FANO - L’immunologia è una delle scienze più complesse, sono gli stessi biologi a riconoscerlo. Eppure, il libro “Danzare nella tempesta” (Feltrinelli) di un’immunologa, la prof Antonella Viola, a una settimana dalla pubblicazione, il maggio scorso, era già in ristampa. Merito dell’immagine che in questi mesi si è conquistata l’autrice, docente all’Università di Padova; ma soprattutto del modo in cui è riuscita a condurre i lettori in un “Viaggio nella fragile perfezione del sistema immunitario”. Tanto più attesa è dunque la presentazione che del suo libro Antonella Viola farà stasera a Fano, alle 21 in piazza XX settembre, con la giornalista Alessandra Longo.

Come ha affrontato, professoressa Viola, il cimento di rendere accessibile al grande pubblico, e interessante, la sua disciplina, tanto da farne un best seller?
«Dopo le prima perplessità, ho utilizzato due settimane di vacanza, l’estate scorsa, per tracciare una bozza, partendo dall’idea che il corpo e i suoi meccanismi possano servire da perfetta metafora della società. Ho cercato di indicare quello che aveva e quello che non aveva funzionato, nel mondo, all’assalto della pandemia».


Una guerra non annunciata né prevista?
«Ecco, cominciamo da qui: si è subito adottata una terminologia bellica – nemico, trincea, coprifuoco – mentre invece si tratta di una cosa naturale. Un fenomeno, nei confronti del quale il sistema immunitario non mette in atto una guerra, ma una coreografia, in cui tutte le cellule si muovo insieme, al fine di conseguire la guarigione. Il corpo è per sua natura abituato ad affrontare crisi, e può insegnarci ad assumere una postura adeguata, meno scomposta, più organizzata e consapevole, per fronteggiarle.

E poi, parlando di evento non previsto, avrei da fare una precisazione».


Prego.
«All’inizio, la cosa che mi ha spaventato di più non è stata la pandemia in sé, ma il fatto che non si capisse la portata del fenomeno, che si sottovalutasse il pericolo. Temevo che quando tutti fossero arrivati a comprenderlo, sarebbe stato un disastro, perché non avevamo un piano pandemico: niente mascherine, nessuna attrezzatura adeguata negli ospedali».

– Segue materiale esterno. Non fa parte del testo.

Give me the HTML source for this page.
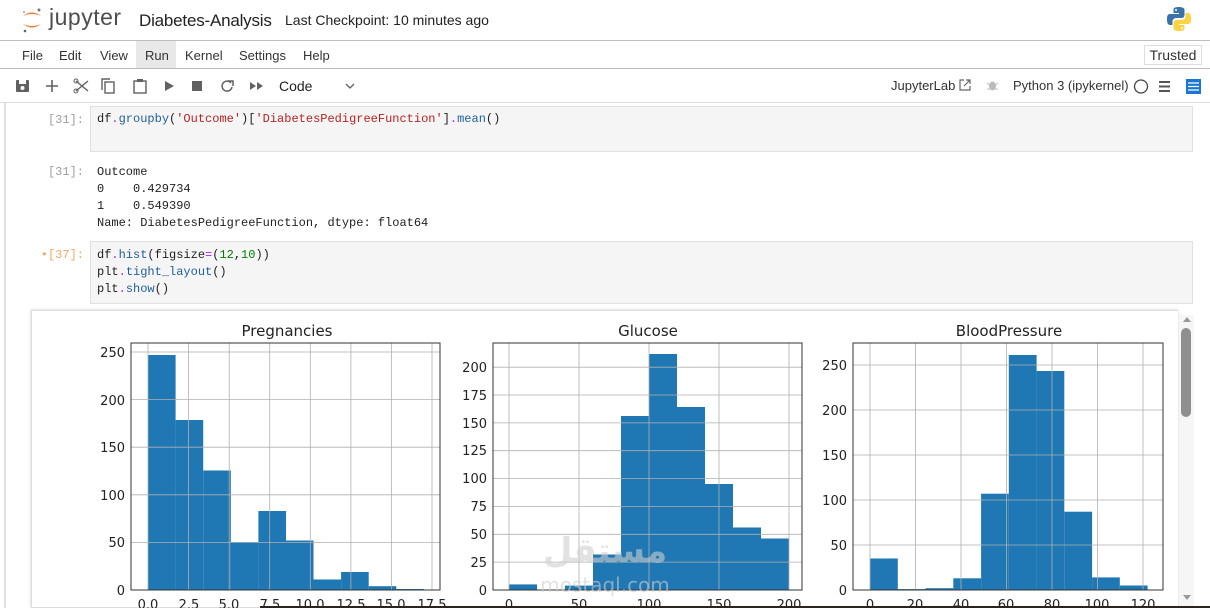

Forse perché da decenni non si verificava più una pandemia?
«Non si è mai preso in considerazione che potesse accadere. Da sempre, gli scienziati hanno la taccia di “Cassandre”: dicevamo nei convegni, e lo ripetevamo ai nostri studenti, che il rischio esisteva, ma non c’è stata nessuna intenzione di divulgare gli allarmi. Le nostre informazioni non superavano una sorta di parete di vetro che ci separava dalla società».


Allora, almeno questo la pandemia ci avrà insegnato: l’importanza della divulgazione scientifica.
«E la necessità di un dialogo tra scienza, società e politica, per affrontare i problemi che verranno. È venuto il momento di spiegare alle persone una cosa all’apparenza incomprensibile».


Proviamo a indovinare: a “danzare nella tempesta”?
«Esatto, a fare come il nostro corpo: ad allenarci all’imperfetto, ad affrontare e gestire l’incertezza, come insegna il metodo scientifico. Deve passare l’idea che viviamo in un equilibrio precario e non ci siamo solo noi sulla Terra; che la natura è complessa e con essa dobbiamo relazionarci, invece di comportarci da padroni. E che il futuro dipende da quanto noi investiamo nel futuro».